Methodologies for Measuring Moisture Risk in Buildings

Whether you’re building a new home or retrofitting an old one, the last thing you want is a damp, mouldy building. Understanding the moisture risk in new and existing buildings is a growing branch of building physics that looks to understand the role ‘hygrothermal’ activity – the movement of heat and moisture through buildings – plays in the health and structural stability of our buildings.

It is not straightforward to predict and design out this moisture risk. Therefore, it is useful to understand the differences between the available assessment methods.

While heat and moisture transport is an intrinsically linked physical phenomenon, this close relationship makes their assessment complex. Assessing them separately does not lead to the same results as assessing them simultaneously. Therefore, there are essentially two approaches to dealing with this:

– Steady-state, Glaser method (BS EN ISO 13788): Works by making a number of assumptions to simplify and decouple the equations.

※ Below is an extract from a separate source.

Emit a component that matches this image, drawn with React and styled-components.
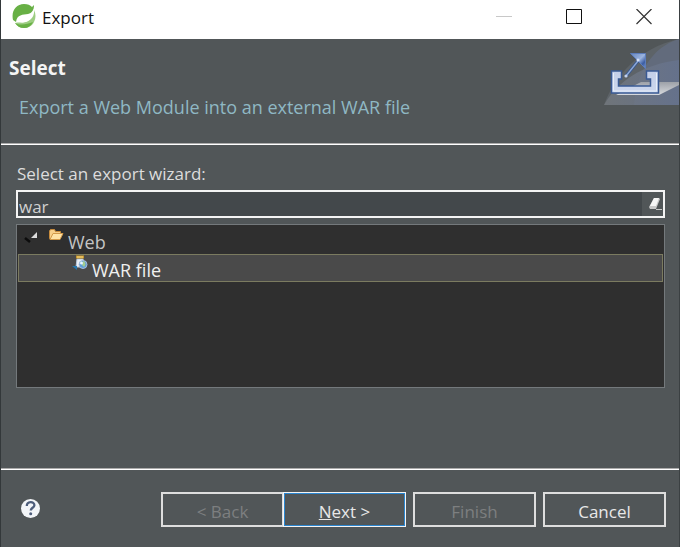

– Transient-state, WUFI (BS EN ISO 15026): Works by solving the equations numerically, using computer simulation

What is the Glaser Method?

The Glaser method, as codified in BS EN 13788, is a procedure to assess the condensation risk in building fabric. The original Glaser method, developed by Dr. H. Glaser, a German engineer, was first published in 1959, as an assessment method for diffusion transport processes in the thermal envelopes of cold rooms. Being a simplified calculation procedure, the Glaser method has substantial limitations as it only takes into account some of the heat and moisture transport mechanisms that take place in a building, not all, and therefore it is only applicable under specific conditions. Furthermore, it excludes:

– External climate parameters such as precipitation, solar radiation, etc.

– Liquid transport

– Hygroscopic moisture capacity of materials

As a result, the Glaser method should only be used to compare, at the design stage, alternate forms of constructions which are:

– Not subjected to wind-driven rain

– Lightweight

– Airtight

– Made only with materials with a low water storage capacity

What is WUFI?

So, what is WUFI? WUFI is an acronym that stands for ‘Wärme und Feuchte Instationär’, which translates in English to “Heat and Moisture Intransient.” It comprises a family of software designed to conduct the most advanced analysis of the hygrothermal conditions in a building envelope.

The WUFI software is a numerical simulation tool developed to provide a more realistic depiction of the hygrothermal conditions of each examined scenario. It provides results that allow the assessment of a number of moisture-related risks, such as mould growth, interstitial and surface condensation, timber decay, corrosion, and freeze-thaw deterioration.

It gives a more realistic depiction of the hygrothermal conditions because WUFI takes into account all the heat and moisture mechanisms and material properties that may have a substantial impact on the hygrothermal behaviour of an element. These varying conditions include:

– Heat storage in dry building materials and absorbed water

– Heat transport by moisture-dependent thermal conduction

– Latent heat transfer by vapour diffusion

– Moisture storage by vapour sorption and capillary forces

– Moisture transport by vapour diffusion

– Moisture transport by liquid transport (surface diffusion and capillary flow)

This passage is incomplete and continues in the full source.